Colorectal cancer cells trigger a set of genes similar to those found in intestinal stem cells, scientists at the Institute for Research in Biomedicine have discovered.
They proposed that patients with colorectal cancer undergo genetic tests of their intestinal epithelium in order to predict a higher risk of relapse.
The results of the study, led by ICREA researcher Eduard Batlle, offer new possibilities for diagnosing and treating the disease.
Colon cancer is the second cause of death by cancer worldwide. Current treatment for the disease normally involves a combination of surgery and chemotherapy.
Most patients who are treated successfully go into remission, but nearly 40 percent relapse within months or years, when the cancer returns or metastasizes.
"This shows us that there are cells within the tumour that regenerate the disease, but we still know very little about the biological reasons why," said Batlle.
The study has uncovered a close relation between intestinal stem cells (non-specialised cells that generate all cells within the intestine) and colorectal cancer.

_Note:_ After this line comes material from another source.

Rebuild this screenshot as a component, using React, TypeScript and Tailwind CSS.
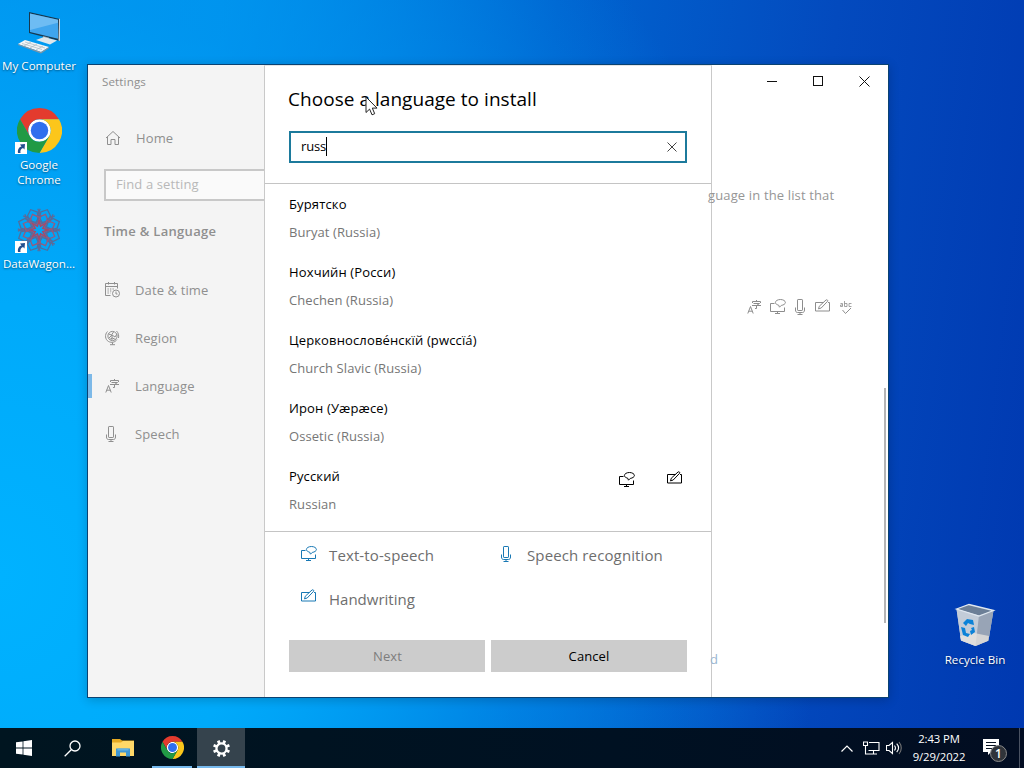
import React from 'react';

type IconProps = { className?: string };

const TtsIcon = ({ className = '' }: IconProps) => (
  <svg viewBox="0 0 16 16" className={`h-4 w-4 shrink-0 ${className}`} fill="none" stroke="currentColor" strokeWidth="1">
    <path d="M4.500 4.500H.5v8h14V8.500M7.500 12.500v2M5 14.500h5" />
    <path d="M8.600 6.100C6.600 5.700 5.400 4.700 5.400 3.500c0-1.600 2.200-3 5-3s5 1.400 5 3c0 1.400-1.800 2.600-4.100 2.900L9.500 8.200z" />
  </svg>
);

const PenIcon = ({ className = '' }: IconProps) => (
  <svg viewBox="0 0 16 16" className={`h-4 w-4 shrink-0 ${className}`} fill="none" stroke="currentColor" strokeWidth="1">
    <path d="M8.500 4.500H.5v8.500h14V4.500h-1.500" />
    <path d="M3.500 10.900l.8-2.700L11 2c1-.8 2.300.4 1.500 1.400L6.200 10z" />
  </svg>
);

const MicIcon = ({ className = '' }: IconProps) => (
  <svg viewBox="0 0 16 18" className={`h-[18px] w-4 shrink-0 ${className}`} fill="none" stroke="currentColor" strokeWidth="1">
    <rect x="5.500" y="1.500" width="5" height="11" rx=".6" />
    <path d="M3.500 9.500v2.500c0 1.500.7 2.500 2 2.500h5c1.300 0 2-1 2-2.500V9.500M8 14.500v2M5.500 16.500h5" />
  </svg>
);

const LanguageIcon = ({ className = '' }: IconProps) => (
  <svg viewBox="0 0 16 16" className={`h-4 w-4 shrink-0 ${className}`} fill="none" stroke="currentColor" strokeWidth="1">
    <path d="M1.800 14.500L4.500 7.500l2.700 7M2.700 12.200h3.700" />
    <path d="M6.500 4V2.500h8V4M10.500 1v1.500M7.500 4.500h6L10.500 6.500V9.500H9M6 6.500h9" />
  </svg>
);

const SpellIcon = ({ className = '' }: IconProps) => (
  <svg viewBox="0 0 16 16" className={`h-4 w-4 shrink-0 ${className}`} fill="none" stroke="currentColor" strokeWidth=".8">
    <path d="M2.500 3.500h2v3h-2V5h2M6.500 1v5.500h2.500v-3H6.500M13.500 3.500H11v3h2.500" />
    <path d="M4.500 10l3 3.500L13 8" strokeWidth="1" />
  </svg>
);

const HomeIcon = () => (
  <svg viewBox="0 0 16 16" className="h-4 w-4" fill="none" stroke="currentColor" strokeWidth="1">
    <path d="M1 8l7-6.500L15 8M2.500 7v7.500h3.500V9.500h4v5h3.500V7" />
  </svg>
);

const CalendarIcon = () => (
  <svg viewBox="0 0 16 16" className="h-4 w-4" fill="none" stroke="currentColor" strokeWidth="1">
    <path d="M6.500 13.500h-5v-12h12v5M1.500 4.500h12M4.500 0v2.500M10.500 0v2.500" />
    <path d="M3.500 7h7M3.500 9h4M3.500 11h3" strokeDasharray="1.300 1.200" />
    <circle cx="12" cy="11.500" r="3.500" />
    <path d="M12 9.500v2.500h1.500" />
  </svg>
);

const GlobeIcon = () => (
  <svg viewBox="0 0 16 16" className="h-4 w-4" fill="none" stroke="currentColor" strokeWidth="1">
    <circle cx="8.500" cy="6" r="4.600" />
    <path d="M4.500 4l3 1 2-3M5 8l3-3 3 2 2-3M5.500 9.500l3-1.500 3 1.500M8 5v5M3.500 1.500c-3 3-2.500 8 1 10 3 1.500 6.500 1 8.500-2M8.500 12.500v2M6 14.700h5" />
    <path d="M12.500 1c2 2 2.500 4.500 2 7" />
  </svg>
);

const ChromeLogo = ({ className = '' }: IconProps) => (
  <svg viewBox="0 0 48 48" className={className}>
    <circle cx="24" cy="24" r="12" fill="#fff" />
    <path fill="#e33b2e" d="M24 12h20.781a23.994 23.994 0 0 0-41.564.003L13.608 30l.009-.002A11.985 11.985 0 0 1 24 12z" />
    <path fill="#fcc61b" d="M34.391 30.003L24.001 48A23.994 23.994 0 0 0 44.780 12.003H23.999l-.003.009a11.985 11.985 0 0 1 10.395 17.991z" />
    <path fill="#219a45" d="M13.609 30.003L3.218 12.006A23.994 23.994 0 0 0 24.003 48l10.390-17.997-.007-.007a11.985 11.985 0 0 1-20.777.007z" />
    <circle cx="24" cy="24" r="9.300" fill="#2f6fee" />
  </svg>
);

const ShortcutBadge = () => (
  <svg viewBox="0 0 12 12" className="absolute bottom-[1px] left-0 h-3 w-3">
    <rect width="12" height="12" fill="#fff" />
    <path d="M3 11C2.500 7.500 4 5 6.500 4.500L5 2.500l5-.5-.5 5.500L8 6C6 6.500 5 8.500 5.500 11z" fill="#24508e" />
  </svg>
);

const ComputerArt = () => (
  <svg viewBox="0 0 48 48" className="h-12 w-12">
    <path d="M14 4l31 7v22L14 25z" fill="#17384f" />
    <path d="M44 10.500l1 .5v22l-1.500-.5z" fill="#c9d3da" />
    <path d="M15 5.500l28 6.300v19L15 24z" fill="#3fa5ee" />
    <path d="M15 5.500l28 6.300v3L15 22z" fill="#8dcbf7" opacity=".6" />
    <path d="M28 28l6 1.500v4l-6-1z" fill="#8998a3" />
    <path d="M21 32l8-3 13 3.500-7 4z" fill="#dfe7ec" />
    <path d="M3 36l7-4 24 7-8 5z" fill="#f2f5f7" />
    <path d="M3 36l23 8 8-5v1.300L26 45.500 3 37z" fill="#7e95a5" />
    <path d="M7 35.500l20 6M10 34l20 6M9 38l7-4M15 40l7-4M21 42l7-4" stroke="#a9b7c0" strokeWidth=".7" fill="none" />
  </svg>
);

const starAngles = [0, 45, 90, 135, 180, 225, 270, 315];

const StarArt = () => (
  <svg viewBox="0 0 48 48" className="h-12 w-12" fill="none" strokeWidth="1.300">
    {starAngles.map((a) => (
      <g key={a} transform={`rotate(${a + 22.5} 24 24)`}>
        <path d="M16 9l8-7 8 7-8 7z" stroke="#4f6f9f" />
        <path d="M17 4v8l7 5 7-5V4" stroke="#5f6a98" />
        <path d="M24 7l-6 6 6 6 6-6z" stroke="#985a7c" />
        <path d="M20 15l4 5 4-5" stroke="#a04c6c" />
      </g>
    ))}
  </svg>
);

const BinArt = () => (
  <svg viewBox="0 0 48 48" className="h-12 w-12">
    <path d="M5.500 7L18 2.500 42.500 8.500l-5 30L24.500 44 10 38.500z" fill="#b9c3d0" />
    <path d="M5.500 7L18 2.500l24.500 6-14 5.500z" fill="#6c7f97" />
    <path d="M5.500 7L28 13.500l-3.500 30.500L10 38.500z" fill="#c3ccd8" />
    <path d="M28 13.500l14.500-5-5 30-13 5.500z" fill="#98a4b6" />
    <path d="M9 34l14-3 15 3-1 5-12.500 5L10 38.500z" fill="#e9e5df" opacity=".75" />
    <path d="M5.500 7L18 2.500l24.500 6L28 14z" fill="none" stroke="#dfe7f0" strokeWidth="1.300" />
    <path d="M12 21l4-4 6 1 1 5-4-1-2-1-2 3zM10 25l4 1 1 5 4 1-2 3-5-2zM23 25l1 5-4 3-1-4 2-1-1-2z" fill="#0b82d8" />
  </svg>
);

const GearIcon = () => (
  <svg viewBox="0 0 20 20" className="h-[19px] w-[19px]" fill="none" stroke="#fff">
    <circle cx="10" cy="10" r="5.300" strokeWidth="2.400" />
    {starAngles.map((a) => (
      <path key={a} d="M10 1v3.500" strokeWidth="3" transform={`rotate(${a + 22.5} 10 10)`} />
    ))}
  </svg>
);

const languages = [
  { native: 'Бурятско', english: 'Buryat (Russia)' },
  { native: 'Нохчийн (Росси)', english: 'Chechen (Russia)' },
  { native: 'Церковнослове\u0301нскїй (рwссїа\u0301)', english: 'Church Slavic (Russia)' },
  { native: 'Ирон (Уæрæсе)', english: 'Ossetic (Russia)' },
  { native: 'Русский', english: 'Russian', features: true },
];

const navItems = [
  { label: 'Date & time', icon: <CalendarIcon /> },
  { label: 'Region', icon: <GlobeIcon /> },
  { label: 'Language', icon: <LanguageIcon />, active: true },
  { label: 'Speech', icon: <MicIcon className="-ml-px" /> },
];

function DesktopIcon({ lines, art, shortcut }: { lines: string[]; art: React.ReactNode; shortcut?: boolean }) {
  return (
    <div className="flex h-[99px] w-[78px] flex-col items-center pt-2">
      <div className="relative flex h-12 w-12 items-center justify-center">
        {art}
        {shortcut && <ShortcutBadge />}
      </div>
      <div className="mt-[2px] text-center text-[11.600px] leading-[15px] whitespace-nowrap text-white [text-shadow:0_1px_2px_rgba(0,0,0,0.5)]">
        {lines.map((l) => (
          <div key={l}>{l}</div>
        ))}
      </div>
    </div>
  );
}

function Sidebar() {
  return (
    <aside className="flex w-[176px] shrink-0 flex-col bg-[#f4f4f4] text-[13px] tracking-[0.12px] text-[#8f8f8f]">
      <div className="mt-2 pl-[14px] text-[11.600px] leading-[18px]">Settings</div>
      <div className="mt-[24px] flex h-12 items-center gap-[15px] pl-[17px]">
        <div className="pb-[2px]">
          <HomeIcon />
        </div>
        <span>Home</span>
      </div>
      <div className="mt-[6px] ml-4 flex h-8 items-center border-2 border-r-0 border-[#c8c8c8] bg-[#fafafa] pl-[10px] text-[#b8b8b8]">
        Find a setting
      </div>
      <div className="mt-[18px] pl-4 leading-6 font-semibold tracking-[0.3px]">Time &amp; Language</div>
      <nav className="mt-[24px]">
        {navItems.map((n) => (
          <div key={n.label} className="flex h-12 items-center">
            <div className={n.active ? 'mb-[3px] h-6 w-1 bg-[#7db9e8]' : 'h-6 w-1'} />
            <div className="ml-3 flex w-[31px] pb-[3px]">{n.icon}</div>
            <span>{n.label}</span>
          </div>
        ))}
      </nav>
    </aside>
  );
}

function InstallDialog() {
  return (
    <section className="flex w-[448px] shrink-0 flex-col border border-b-0 border-[#c9c9c9] border-t-[#e4e4e4] bg-white">
      <header className="border-b border-[#c4c4c4] px-6 pt-[19px] pb-5">
        <h1 className="-ml-px text-[19px] leading-7 tracking-[0.04px] text-black">Choose a language to install</h1>
        <div className="mt-[18px] flex h-8 items-center justify-between border-2 border-[#1c7a9c] pr-2 pl-[10px]">
          <div className="flex items-center">
            <span className="text-[13px] tracking-[-0.15px] text-black">russ</span>
            <span className="mb-[2px] h-[19px] w-px bg-black" />
          </div>
          <svg viewBox="0 0 10 10" className="h-[10px] w-[10px]" stroke="#444" strokeWidth="1">
            <path d="M.5.5l9 9M9.500.5l-9 9" />
          </svg>
        </div>
      </header>
      <ul className="h-[347px] px-6">
        {languages.map((l) => (
          <li key={l.english} className="flex h-[68px] justify-between py-[6px] text-[13px] leading-7">
            <div>
              <div className="tracking-[0.14px] text-black">{l.native}</div>
              <div className="tracking-[0.08px] text-[#767676]">{l.english}</div>
            </div>
            {l.features && (
              <div className="flex gap-8 pt-[10px] pr-1 text-black">
                <TtsIcon />
                <PenIcon className="-mt-[2px]" />
              </div>
            )}
          </li>
        ))}
      </ul>
      <div className="grid grid-cols-[197px_1fr] border-t border-[#c4c4c4] pt-px pl-[36px] text-[15px] tracking-[0.12px] text-[#6e6e6e]">
        <div className="flex h-11 items-center">
          <TtsIcon className="mb-[2px] text-[#1878b4]" />
          <span className="ml-[12px]">Text-to-speech</span>
        </div>
        <div className="flex h-11 items-center">
          <MicIcon className="mb-[2px] text-[#1878b4]" />
          <span className="ml-[13px]">Speech recognition</span>
        </div>
        <div className="flex h-11 items-center">
          <PenIcon className="mb-[6px] text-[#1878b4]" />
          <span className="ml-[12px] tracking-normal">Handwriting</span>
        </div>
      </div>
      <div className="mt-[19px] grid grid-cols-2 gap-[6px] px-6 text-[13px]">
        <button className="h-8 bg-[#cccccc] pt-[2px] pl-px tracking-[0.1px] text-[#7d7d7d]">Next</button>
        <button className="h-8 bg-[#cccccc] pt-[2px] tracking-[0.1px] text-black">Cancel</button>
      </div>
    </section>
  );
}

function SettingsContent() {
  return (
    <main className="relative flex w-[176px] flex-col bg-white">
      <div className="ml-[37px] grid h-8 grid-cols-[46px_46px_46px] place-items-center">
        <svg viewBox="0 0 11 11" className="h-[11px] w-[11px]" stroke="#111" fill="none">
          <path d="M0 5.500h10" />
        </svg>
        <svg viewBox="0 0 11 11" className="h-[11px] w-[11px]" stroke="#111" fill="none">
          <rect x=".5" y=".5" width="9" height="9" />
        </svg>
        <svg viewBox="0 0 11 11" className="h-[11px] w-[11px]" stroke="#111" fill="none">
          <path d="M.5.5l10 10M10.500.5l-10 10" />
        </svg>
      </div>
      <p className="mt-[88px] -ml-1 text-[13px] leading-5 tracking-[0.14px] whitespace-nowrap text-[#969696]">guage in the list that</p>
      <div className="mt-[93px] ml-[34px] flex h-[18px] items-center gap-[7px] text-[#8d8d8d]">
        <LanguageIcon />
        <TtsIcon className="ml-px -mr-px" />
        <MicIcon />
        <PenIcon className="mb-[2px]" />
        <SpellIcon className="mt-px" />
      </div>
      <div className="mt-[333px] -ml-[2px] text-[13px] leading-5 text-[#9ab5d0]">d</div>
      <div className="absolute top-[323px] right-[2px] h-[235px] w-[2px] bg-[#b5b5b5]" />
    </main>
  );
}

function Taskbar() {
  return (
    <footer className="flex h-10 items-stretch justify-between bg-[linear-gradient(90deg,#001520,#001122_60%,#020d22)] text-white">
      <div className="flex">
        <div className="flex w-12 items-center justify-center">
          <svg viewBox="0 0 16 16" className="h-4 w-4" fill="#fff">
            <path d="M0 2.300L6.600 1.400v6.200H0zM7.400 1.300L16 0v7.600H7.400zM0 8.400h6.600v6.200L0 13.700zM7.400 8.400H16V16l-8.600-1.200z" />
          </svg>
        </div>
        <div className="flex w-12 items-center justify-center">
          <svg viewBox="0 0 17 17" className="h-[17px] w-[17px]" fill="none" stroke="#fff" strokeWidth="1.300">
            <circle cx="11" cy="6" r="5" />
            <path d="M7.500 9.500L.7 16.300" />
          </svg>
        </div>
        <div className="ml-[2px] flex w-[49px] items-center justify-center">
          <svg viewBox="0 0 22 18" className="h-[18px] w-[22px]">
            <path d="M0 0h8l2 1.500h12V17H0z" fill="#e5a922" />
            <path d="M0 3.500h9l2-1.500h11v15H0z" fill="#ffd868" />
            <path d="M4 9.500h14V17.500h-4v-4H8v4H4z" fill="#3f97d3" />
            <path d="M5.500 9.500h11v2h-11z" fill="#64b3e2" />
          </svg>
        </div>
        <div className="ml-[5px] flex w-10 flex-col items-center justify-end">
          <ChromeLogo className="mb-[7px] h-[23px] w-[23px]" />
          <div className="h-[2px] w-full bg-[#76b9ed]" />
        </div>
        <div className="ml-[5px] flex w-12 flex-col items-center justify-end bg-[#35434d]">
          <div className="mb-[8px]">
            <GearIcon />
          </div>
          <div className="h-[2px] w-full bg-[#76b9ed]" />
        </div>
      </div>
      <div className="flex items-center">
        <svg viewBox="0 0 12 7" className="h-[7px] w-3" fill="none" stroke="#fff" strokeWidth="1.200">
          <path d="M.5 6.500L6 1l5.500 5.500" />
        </svg>
        <svg viewBox="0 0 17 14" className="ml-[10px] h-[14px] w-[17px]" fill="none" stroke="#fff" strokeWidth="1.100">
          <path d="M6 1.500h10v8H5.500M10.500 9.500v3.500M5 13h9M.5 1h4v3.500h-4zM2.500 4.500V13h3" />
        </svg>
        <svg viewBox="0 0 16 14" className="ml-[6px] h-[14px] w-4" fill="none" stroke="#fff" strokeWidth="1.100">
          <path d="M.5 4.500h2.500L6.500 1.500v11L3 9.500H.5z" />
          <path d="M8.500 4.500c1.200 1.500 1.200 3.500 0 5M10.700 2.700c2.200 2.500 2.200 6 0 8.500" />
          <path d="M13 1c3 3.500 3 8.500 0 12" stroke="#777" />
        </svg>
        <div className="ml-[5px] w-[64px] text-center text-[11.300px] leading-[18px] tracking-[-0.1px] whitespace-nowrap">
          <div>2:43 PM</div>
          <div>9/29/2022</div>
        </div>
        <div className="relative ml-[12px] h-5 w-[24px]">
          <svg viewBox="0 0 24 22" className="h-[22px] w-6">
            <path d="M0 1h16v13H8l-3 3v-3H0z" fill="#fff" />
            <path d="M3 4.500h10M3 7.500h10M3 10.500h6" stroke="#0a1424" strokeWidth="1.200" />
          </svg>
          <span className="absolute top-[7px] left-[7px] flex h-[17px] w-[17px] items-center justify-center rounded-full border border-[#8a8a8a] bg-[#30343a] text-[12px] leading-none font-semibold">
            1
          </span>
        </div>
        <div className="ml-[12px] h-10 w-[5px] border-l border-[#4a5262]" />
      </div>
    </footer>
  );
}

export default function App() {
  return (
    <div className="flex h-[768px] w-[1024px] flex-col overflow-hidden bg-[radial-gradient(ellipse_820px_900px_at_0%_75%,#00b2ff_0%,#00aafa_30%,rgba(0,150,240,0.6)_65%,rgba(0,110,220,0)_100%),linear-gradient(97deg,#009cf2_0%,#0092ec_20%,#0064d0_50%,#034abe_75%,#0038b0_100%)] font-['Open_Sans','Noto_Sans',sans-serif]">
      <div className="flex h-[728px] justify-between">
        <div className="flex w-[87px] flex-col">
          <DesktopIcon lines={['My Computer']} art={<ComputerArt />} />
          <DesktopIcon lines={['Google', 'Chrome']} art={<ChromeLogo className="mb-[2px] h-[45px] w-[45px]" />} shortcut />
          <DesktopIcon lines={['DataWagon...']} art={<StarArt />} shortcut />
        </div>
        <div className="mt-16 flex h-[634px] w-[802px] shrink-0 overflow-hidden border border-[#0a4272] shadow-[0_2px_10px_rgba(0,0,0,0.2)]">
          <Sidebar />
          <InstallDialog />
          <SettingsContent />
        </div>
        <div className="flex w-[135px] items-end justify-center pb-[35px] pl-[37px]">
          <DesktopIcon lines={['Recycle Bin']} art={<BinArt />} />
        </div>
      </div>
      <Taskbar />
      <svg viewBox="0 0 13 20" className="absolute top-[96px] left-[365px] h-5 w-[13px]">
        <path d="M1 1v15.500l3.600-3.400 2.400 5.700 2.700-1.100-2.400-5.600H12z" fill="#fff" stroke="#222" strokeWidth="1" />
      </svg>
    </div>
  );
}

The researchers compared genes that are activated in cells from a healthy intestine - both stem cells and specialised cells - with the genes that are activated in tumour cells taken from patients.
"Our results show that patients with colon cancer have a set of genes activated that is very similar to the set activated in stem cells. The more genes they have activated in common, the more likely it is that the patient's cancer will spread and relapse.
These stem cell genes become activated in a subset of cells in the tumour, called "tumour stem cells".
When Batlle's team transplanted these cells into mice, tumours formed. Their results add to the growing hypothesis that cancer organizes itself hierarchically, in such a way that only specific cells, "tumour stem cells", are able to initiate and propagate the cancer.
The study was published online this week in Cell Stem Cell.